We are given two elements $a,b\in F$ that don't have a square root in $F$. Therefore both extension fields $F(\sqrt a)$ and $F(\sqrt b)$ are quadratic, and hence isomorphic over $F$. This means that we can find a square root of $b$ inside $F(\sqrt a)$. More precisely, it implies that there exist elements $c_1,c_2\in F$ such that $$ (c_1+c_2\sqrt a)^2=b.\qquad(*) $$ Expanding the left hand side gives $$ (c_1^2+ac_2^2)+2c_1c_2\sqrt a=b. $$ Because $1,\sqrt a$ is a basis for the extension, and the right hand side is an element of $F$ we can conclude that we must have $2c_1c_2=0$. There are three ways how this could happen:
For my abstract algebra class (which was rings-first to an extent that I didn't ever get to defining a group...), I have written up a proof that uses neither groups nor field extensions. It is spread across two assignments:
Exercise 5 (d) on UMN Spring 2019 Math 4281 homework set #6 shows that if $\mathbb{F}$ is a finite field with $2 \cdot 1_{\mathbb{F}} \neq 0_{\mathbb{F}}$, then $\mathbb{F}$ contains exactly $\dfrac{1}{2}\left(\left|\mathbb{F}\right|+1\right)$ many squares. This is proven by a double counting argument: Every nonzero square is a square of exactly two different elements of $\mathbb{F}$ (the word "different" here relies on $2 \cdot 1_{\mathbb{F}} \neq 0_{\mathbb{F}}$), and the square $0$ is a square of only one element of $\mathbb{F}$.
Exercise 4 (c) on UMN Spring 2019 Math 4281 midterm #3 shows that if $\mathbb{F}$ is a finite field with $2 \cdot 1_{\mathbb{F}} \neq 0_{\mathbb{F}}$, then any product of two nonsquares in $\mathbb{F}$ is a nonsquare. This is proven in a somewhat tricky way, by first arguing that a product of squares is a square and that a product of a nonzero square with a nonsquare is a nonsquare, and finally making conclusions by counting (using the previously proven fact that $\mathbb{F}$ contains exactly $\dfrac{1}{2}\left(\left|\mathbb{F}\right|+1\right)$ many squares).

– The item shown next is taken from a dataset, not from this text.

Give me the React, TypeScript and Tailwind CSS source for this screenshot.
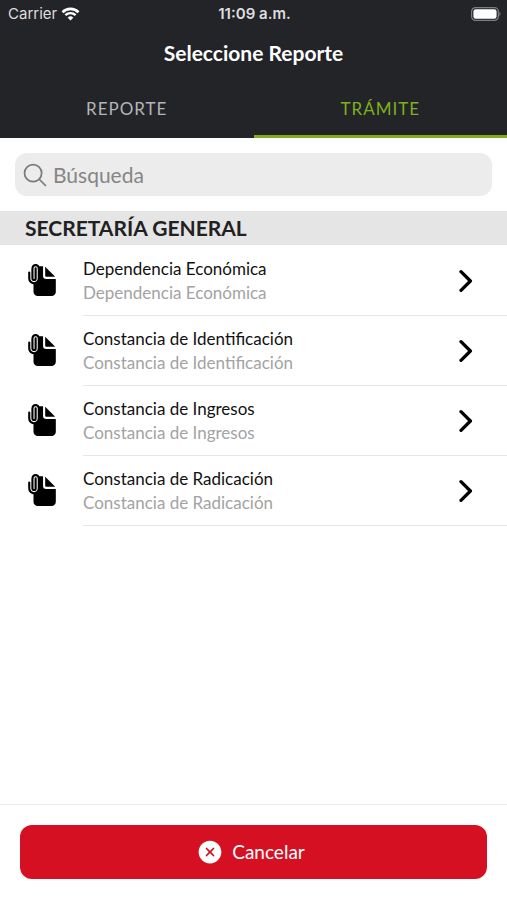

Finally, Theorem 4.1 (c) in Section 4.4 of UMN Spring 2019 Math 4281 midterm #3 proves that in any finite field $\mathbb{F}$, the product of two nonsquares is a square. Indeed, if $2 \cdot 1_{\mathbb{F}} \neq 0_{\mathbb{F}}$, then this was already proven; but if $2 \cdot 1_{\mathbb{F}} = 0_{\mathbb{F}}$, then there are no nonsquares in $\mathbb{F}$ to begin with, and the claim is moot.
All of the proofs here use just basic properties of fields and the pigeonhole principle.